I was at the Library of Congress last week finishing up research for my next book, seeing four films. One of them–The Hater of Men, 1917–had Bessie Barriscale as a girl reporter turned off of marriage by the divorce cases she covered. She breaks up with her nice young fiance, played by John Gilbert (20 years old and looking all of 15, and sporting a cute little comedy moustache).
I hope I am not spoiling the film for all of you, but at the end, Bessie rushes back into Jack’s arms, saying (via title, of course): “Oh, Billy, any girl’s a fool to get married–NOT!”
So that expression was already common enough in 1917 to be used in a movie! I thought that was a kinda neat bit of slang trivia.
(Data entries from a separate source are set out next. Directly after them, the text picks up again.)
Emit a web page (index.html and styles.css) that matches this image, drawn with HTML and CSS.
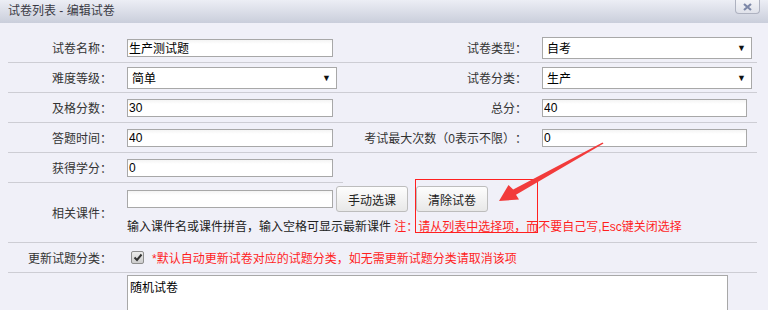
FILE: index.html
```html
<!DOCTYPE html>
<html lang="zh">
<head>
    <meta charset="UTF-8">
    <title>试卷列表 - 编辑试卷</title>
    <link rel="stylesheet" href="styles.css">
</head>
<body>
<div class="page">
    <div class="titlebar">
        <span class="title">试卷列表 - 编辑试卷</span>
        <span class="close">
            <svg width="9" height="8" viewBox="0 0 9 8"><path d="M1 1 L8 7 M8 1 L1 7" stroke="#7d88a8" stroke-width="2.2"/></svg>
        </span>
    </div>

    <div class="form">
        <!-- 第一行 -->
        <div class="cell label">试卷名称：</div>
        <div class="cell value"><input class="text" type="text" value="生产测试题"></div>
        <div class="cell label">试卷类型：</div>
        <div class="cell value"><div class="select"><span>自考</span><span class="arrow">▼</span></div></div>

        <div class="cell label">难度等级：</div>
        <div class="cell value"><div class="select"><span>简单</span><span class="arrow">▼</span></div></div>
        <div class="cell label">试卷分类：</div>
        <div class="cell value"><div class="select"><span>生产</span><span class="arrow">▼</span></div></div>

        <div class="cell label">及格分数：</div>
        <div class="cell value"><input class="text" type="text" value="30"></div>
        <div class="cell label">总分：</div>
        <div class="cell value"><input class="text short" type="text" value="40"></div>

        <div class="cell label">答题时间：</div>
        <div class="cell value"><input class="text" type="text" value="40"></div>
        <div class="cell label">考试最大次数（0表示不限）：</div>
        <div class="cell value"><input class="text short" type="text" value="0"></div>

        <div class="cell label">获得学分：</div>
        <div class="cell value"><input class="text" type="text" value="0"></div>
        <div class="cell blank"></div>
        <div class="cell blank"></div>

        <!-- 相关课件 -->
        <div class="cell label tall">相关课件：</div>
        <div class="cell value tall wide course">
            <div class="course-line">
                <input class="text" type="text" value="">
                <button class="btn">手动选课</button>
                <button class="btn">清除试卷</button>
            </div>
            <div class="hint">输入课件名或课件拼音，输入空格可显示最新课件 <span class="red">注：请从列表中选择项，而不要自己写,Esc键关闭选择</span></div>
        </div>

        <div class="cell label">更新试题分类：</div>
        <div class="cell value wide">
            <span class="check">
                <svg width="10" height="9" viewBox="0 0 10 9"><path d="M1.5 4.5 L4 7 L8.5 1.5" fill="none" stroke="#333" stroke-width="2"/></svg>
            </span>
            <span class="red">*默认自动更新试卷对应的试题分类，如无需更新试题分类请取消该项</span>
        </div>

        <div class="cell label last"></div>
        <div class="cell value wide last">
            <textarea class="area">随机试卷</textarea>
        </div>
    </div>

    <!-- 标注 -->
    <div class="mark-box"></div>
    <svg class="mark-arrow" width="768" height="310" viewBox="0 0 768 310">
        <polygon points="603.5,143.6 602.5,142.4 513.2,189.6 508.5,185.0 499,201 519,199.5 516,194.8" fill="#f23b3b"/>
    </svg>
</div>
</body>
</html>
```

FILE: styles.css
```css
body {
    margin: 0;
    background-color: #f0f0f8;
    font-family: "Liberation Sans", "Noto Sans CJK SC", sans-serif;
    font-size: 12px;
    color: #222;
    text-spacing-trim: space-all;
}
.page {
    position: relative;
    height: 310px;
    overflow: hidden;
}
.titlebar {
    height: 23px;
    background: linear-gradient(#eceef5, #cacedb);
    display: flex;
    justify-content: space-between;
    align-items: flex-start;
    padding-left: 8px;
}
.title {
    line-height: 22px;
    color: #3a3a44;
}
.close {
    width: 23px;
    height: 13px;
    margin-right: 8px;
    border: 1px solid #aeb2c0;
    border-top: none;
    border-radius: 0 0 4px 4px;
    background: linear-gradient(#f3f4f8, #e0e2ea);
    display: flex;
    align-items: center;
    justify-content: center;
}
.form {
    display: grid;
    grid-template-columns: 112px 223px 192px 222px;
    padding: 10px 0 0 8px;
}
.cell {
    height: 30px;
    box-sizing: border-box;
    border-bottom: 1px solid #cdcdd4;
    display: flex;
    align-items: center;
}
.blank {
    border-bottom: none;
}
.label {
    justify-content: flex-end;
    padding-right: 8px;
    color: #333;
    white-space: nowrap;
}
.value {
    padding-left: 7px;
}
.wide {
    grid-column: 2 / 5;
}
.tall {
    height: 60px;
}
.last {
    border-bottom: none;
    height: 40px;
    align-items: flex-start;
}
.text {
    width: 206px;
    height: 18px;
    box-sizing: border-box;
    border: 1px solid #a8a8a8;
    background: linear-gradient(#f4f4f4, #fff 4px);
    font: inherit;
    color: #000;
    padding: 0 1px;
    margin: 0;
    outline: none;
}
.short {
    width: 205px;
}
.select {
    width: 210px;
    height: 22px;
    box-sizing: border-box;
    border: 1px solid #a8a8a8;
    background-color: #fff;
    display: flex;
    justify-content: space-between;
    align-items: center;
    padding: 0 5px 0 4px;
    color: #000;
}
.arrow {
    font-size: 9px;
    color: #111;
}
.course {
    flex-direction: column;
    align-items: flex-start;
    justify-content: flex-start;
    padding-top: 3px;
}
.course-line {
    display: flex;
    align-items: center;
}
.btn {
    height: 26px;
    width: 72px;
    margin-left: 3px;
    border: 1px solid #bdbdbd;
    border-radius: 3px;
    background: linear-gradient(#fdfdfd, #e8e8e8);
    font: inherit;
    color: #222;
    padding: 0;
}
.btn + .btn {
    margin-left: 8px;
}
.hint {
    margin-top: 8px;
    line-height: 14px;
    white-space: nowrap;
    color: #222;
}
.red {
    color: #ff1f1f;
}
.check {
    width: 11px;
    height: 11px;
    margin: 0 8px 0 4px;
    border: 1px solid #8e8e8e;
    border-radius: 2px;
    background: linear-gradient(#ececec, #cdcdcd);
    display: flex;
    align-items: center;
    justify-content: center;
}
.area {
    width: 601px;
    height: 60px;
    box-sizing: border-box;
    margin-top: 2px;
    border: 1px solid #a8a8a8;
    background-color: #fff;
    font: inherit;
    color: #000;
    padding: 2px 2px;
    resize: none;
}
.mark-box {
    position: absolute;
    left: 415px;
    top: 179px;
    width: 121px;
    height: 52px;
    border: 1px solid #ff2020;
}
.mark-arrow {
    position: absolute;
    left: 0;
    top: 0;
    pointer-events: none;
}
```
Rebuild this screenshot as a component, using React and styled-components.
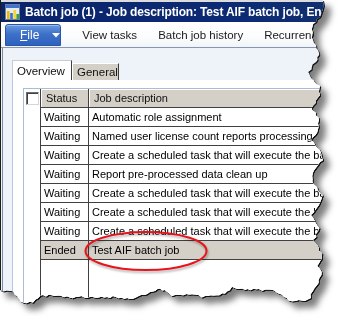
import React from 'react'
import styled, { createGlobalStyle } from 'styled-components'

const GlobalStyle = createGlobalStyle`
  html, body {
    margin: 0;
    padding: 0;
    background: #ffffff;
  }
  body {
    width: 344px;
    height: 316px;
    overflow: hidden;
    font-family: "Liberation Sans", Arial, sans-serif;
  }
`

// torn paper edge: key points, then filled in with a small seeded jitter
const rightEdge = [
    [323, 0], [324, 8], [320, 17], [313, 24], [312, 32], [313, 40], [317, 48], [320, 55],
    [315, 62], [309, 72], [311, 78], [319, 86], [320, 95], [312, 108], [319, 120], [318, 130],
    [312, 140], [320, 150], [322, 160], [312, 173], [313, 182], [322, 195], [318, 205],
    [312, 215], [319, 228], [314, 240], [319, 248], [322, 256], [318, 266], [322, 275],
    [318, 283], [312, 291], [310, 298], [305, 302],
]
const bottomEdge = [
    [289, 300], [272, 290], [259, 290], [245, 290], [232, 288], [225, 293], [205, 297],
    [192, 295], [172, 295], [160, 288], [150, 292], [133, 298], [110, 297], [90, 297],
    [67, 297], [43, 295], [33, 302], [23, 303], [13, 292], [0, 290],
]

const makeClip = () => {
    let seed = 7
    const rand = () => {
        seed = (seed * 9301 + 49297) % 233280
        return seed / 233280 - 0.5
    }
    const pts = [...rightEdge, ...bottomEdge]
    const out = []
    for (let i = 0; i < pts.length - 1; i++) {
        const [x1, y1] = pts[i]
        const [x2, y2] = pts[i + 1]
        const steps = Math.max(1, Math.round(Math.hypot(x2 - x1, y2 - y1) / 3))
        for (let s = 0; s < steps; s++) {
            const t = s / steps
            const jitter = i === 0 && s === 0 ? 0 : rand() * 2.4
            const vertical = i < rightEdge.length - 1
            const x = x1 + (x2 - x1) * t + (vertical ? jitter : 0)
            const y = y1 + (y2 - y1) * t + (vertical ? 0 : jitter)
            out.push(`${x.toFixed(1)}px ${y.toFixed(1)}px`)
        }
    }
    out.push('0px 290px', '0px 0px')
    return `polygon(${out.join(', ')})`
}

const clip = makeClip()

const jobs = [
    { status: 'Waiting', text: 'Automatic role assignment' },
    { status: 'Waiting', text: 'Named user license count reports processing' },
    { status: 'Waiting', text: 'Create a scheduled task that will execute the batch job' },
    { status: 'Waiting', text: 'Report pre-processed data clean up' },
    { status: 'Waiting', text: 'Create a scheduled task that will execute the batch job' },
    { status: 'Waiting', text: 'Create a scheduled task that will execute the batch job' },
    { status: 'Waiting', text: 'Create a scheduled task that will execute the batch job' },
    { status: 'Ended', text: 'Test AIF batch job', selected: true },
]

const App = () => {
    return (
        <Stage>
            <GlobalStyle />
            <Shadow>
                <Window $clip={clip}>
                    <TitleBar>
                        <AppIcon />
                        <Title>Batch job (1) - Job description: Test AIF batch job, Ended</Title>
                    </TitleBar>
                    <Ribbon>
                        <FileButton>
                            <span><u>F</u>ile</span>
                            <Caret />
                        </FileButton>
                        <RibbonItem>View tasks</RibbonItem>
                        <RibbonItem>Batch job history</RibbonItem>
                        <RibbonItem>Recurrence</RibbonItem>
                    </Ribbon>
                    <Body>
                        <Inner>
                            <Tabs>
                                <Tab $active>Overview</Tab>
                                <Tab>General</Tab>
                            </Tabs>
                            <Panel>
                                <Grid>
                                    <HeadRow>
                                        <CheckCell><CheckBox /></CheckCell>
                                        <HeadCell>Status</HeadCell>
                                        <HeadCell>Job description</HeadCell>
                                    </HeadRow>
                                    {jobs.map((job, i) => (
                                        <Row key={i}>
                                            <CheckCell />
                                            <Cell $selected={job.selected}>{job.status}</Cell>
                                            <Cell $selected={job.selected}>{job.text}</Cell>
                                        </Row>
                                    ))}
                                    <Filler>
                                        <CheckCell />
                                        <EmptyCell />
                                        <EmptyCell />
                                    </Filler>
                                </Grid>
                            </Panel>
                        </Inner>
                    </Body>
                    <Mark width="130" height="46" viewBox="0 0 130 46">
                        <ellipse cx="64" cy="22" rx="60.5" ry="19" fill="none" stroke="#e8141c" strokeWidth="2" />
                    </Mark>
                </Window>
            </Shadow>
        </Stage>
    )
}

const AppIcon = () => (
    <IconSvg width="18" height="18" viewBox="0 0 18 18">
        <rect x="1.5" y="1.5" width="14" height="15" fill="#e6e9ee" stroke="#6c7c98" />
        <rect x="2" y="2" width="13" height="3" fill="#3f72d2" />
        <rect x="3" y="8" width="2.6" height="8" fill="#f0b800" />
        <rect x="6.2" y="10" width="2.6" height="6" fill="#2f6fe0" />
        <rect x="9.4" y="7" width="2.6" height="9" fill="#f5d530" />
        <rect x="12.4" y="11" width="2.6" height="5" fill="#3aa23a" />
    </IconSvg>
)

const Caret = () => (
    <svg width="8" height="5" viewBox="0 0 8 5">
        <path d="M0 0 H8 L4 4.5 Z" fill="#ffffff" />
    </svg>
)

const Stage = styled.div`
    position: relative;
    width: 344px;
    height: 316px;
    overflow: hidden;
`

const Shadow = styled.div`
    width: 330px;
    height: 306px;
    filter: drop-shadow(1px 1px 0 #111) drop-shadow(6px 6px 3px rgba(0, 0, 0, 0.5));
`

const Window = styled.div`
    position: relative;
    width: 100%;
    height: 100%;
    display: flex;
    flex-direction: column;
    background: #eef3fa;
    border-left: 1px solid #1c1c1c;
    box-sizing: border-box;
    clip-path: ${p => p.$clip};
    overflow: hidden;
`

const TitleBar = styled.div`
    height: 20px;
    border-top: 2px solid #dcdcdc;
    background: linear-gradient(90deg, #0a246a 0%, #0c2a74 70%, #10306f 100%);
    display: flex;
    align-items: center;
    gap: 3px;
    padding-left: 3px;
    white-space: nowrap;
    flex-shrink: 0;
`

const IconSvg = styled.svg`
    flex-shrink: 0;
`

const Title = styled.span`
    color: #ffffff;
    font-weight: bold;
    font-size: 12px;
    letter-spacing: -0.15px;
`

const Ribbon = styled.div`
    height: 25px;
    display: flex;
    align-items: center;
    padding-left: 4px;
    background: linear-gradient(180deg, #ffffff 0%, #fbfcfd 60%, #f1f4f8 100%);
    border-bottom: 1px solid #8797b0;
    white-space: nowrap;
    flex-shrink: 0;
`

const FileButton = styled.div`
    width: 60px;
    height: 22px;
    box-sizing: border-box;
    margin-top: 1px;
    border: 1px solid #2a55a6;
    border-radius: 3px 3px 0 0;
    background: linear-gradient(180deg, #6a9ae0 0%, #3d70c8 45%, #2f62bd 100%);
    box-shadow: inset 0 1px 0 rgba(255, 255, 255, 0.35);
    display: flex;
    align-items: center;
    gap: 13px;
    padding-left: 14px;
    color: #ffffff;
    font-size: 12px;
    margin-right: 11px;
`

const RibbonItem = styled.div`
    padding: 0 11px 0 10px;
    font-size: 11.5px;
    color: #1a1a1a;
`

const Body = styled.div`
    flex: 1;
    display: flex;
    padding-left: 1px;
    min-height: 0;
`

const Inner = styled.div`
    flex: 1;
    display: flex;
    flex-direction: column;
    border-left: 1px solid #7d8ba0;
    padding: 12px 0 0 9px;
    min-width: 0;
`

const Tabs = styled.div`
    display: flex;
    align-items: flex-end;
    height: 20px;
    flex-shrink: 0;
`

const Tab = styled.div`
    height: ${p => (p.$active ? '20px' : '17px')};
    box-sizing: border-box;
    padding: 0 4px;
    display: flex;
    align-items: center;
    font-size: 11.5px;
    color: #111;
    background: ${p => (p.$active ? '#ffffff' : '#d4d0c8')};
    border-top: 1px solid ${p => (p.$active ? '#c8ccd2' : '#ffffff')};
    border-left: 1px solid ${p => (p.$active ? '#c8ccd2' : '#ffffff')};
    border-right: 1px solid #404040;
    width: ${p => (p.$active ? '60px' : '47px')};
`

const Panel = styled.div`
    flex: 1;
    display: flex;
    background: #ffffff;
    border-left: 1px solid #b7c8de;
    padding: 8px 0 0 10px;
    min-height: 0;
`

const Grid = styled.div`
    flex: 1;
    display: flex;
    flex-direction: column;
    border-top: 1px solid #a9bdd6;
    border-left: 1px solid #a9bdd6;
    min-width: 0;
`

const cols = `
    display: grid;
    grid-template-columns: 16px 48px 1fr;
    white-space: nowrap;
`

const HeadRow = styled.div`
    ${cols}
    height: 19px;
    box-sizing: border-box;
`

const Row = styled.div`
    ${cols}
    height: 19px;
`

const Filler = styled.div`
    ${cols}
    flex: 1;
`

const CheckCell = styled.div`
    background: #ffffff;
    display: flex;
    align-items: center;
    padding-left: 2px;
`

const CheckBox = styled.div`
    width: 13px;
    height: 13px;
    box-sizing: border-box;
    background: #ffffff;
    border-top: 1px solid #6e6e6e;
    border-left: 1px solid #6e6e6e;
    border-right: 1px solid #d6d6d6;
    border-bottom: 1px solid #d6d6d6;
    box-shadow: inset 1px 1px 0 #404040;
`

const HeadCell = styled.div`
    background: #d4d0c8;
    border-left: 1px solid #404040;
    border-bottom: 1px solid #404040;
    box-shadow: inset 1px 1px 0 #ffffff;
    font-size: 11px;
    color: #111;
    line-height: 18px;
    padding-left: 5px;
    overflow: hidden;
`

const Cell = styled.div`
    background: ${p => (p.$selected ? '#d4d0c8' : '#ffffff')};
    border-left: 1px solid #404040;
    border-bottom: 1px solid #404040;
    font-size: 11px;
    color: #000;
    line-height: 18px;
    padding-left: 3px;
    overflow: hidden;
`

const EmptyCell = styled.div`
    background: #ffffff;
    border-left: 1px solid #404040;
`

const Mark = styled.svg`
    position: absolute;
    left: 81px;
    top: 229px;
    filter: drop-shadow(1px 2px 1px rgba(0, 0, 0, 0.3));
`

export default App
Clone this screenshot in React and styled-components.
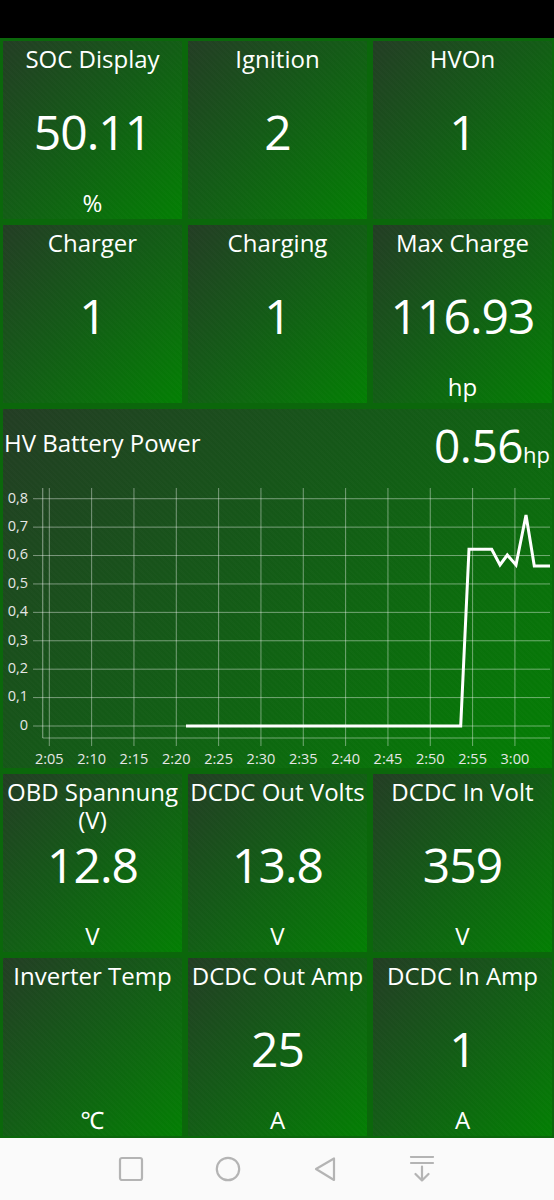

How about that? I remember when it really took off in the 80’s among my metal head friends. I wonder if it was laying low for decades or died and then was coincidentally revived.
It reminds me of the resurgence of “well” as a qualifier in the UK in the 1980s. It became trendy to say things like “I’m well tired”, and is still in use now in the teenies: “you is well nang innit”. I was surprised to find it used in the same way by Bertie in the books of P.G. Wodehouse.
Well, to me, if Eve said that, it would imply that she found the earliest cite and was excited about it - the negation of ‘NOT!’ would connect to her disappointment.
Well, you metal heads always were ahead of the curve. I never heard it at all until the Wayne’s World craze in the early 1990’s. God, it was run into the ground over about six months in 1992.
Now it has lain dormant for twenty years . . . and might be fresh again.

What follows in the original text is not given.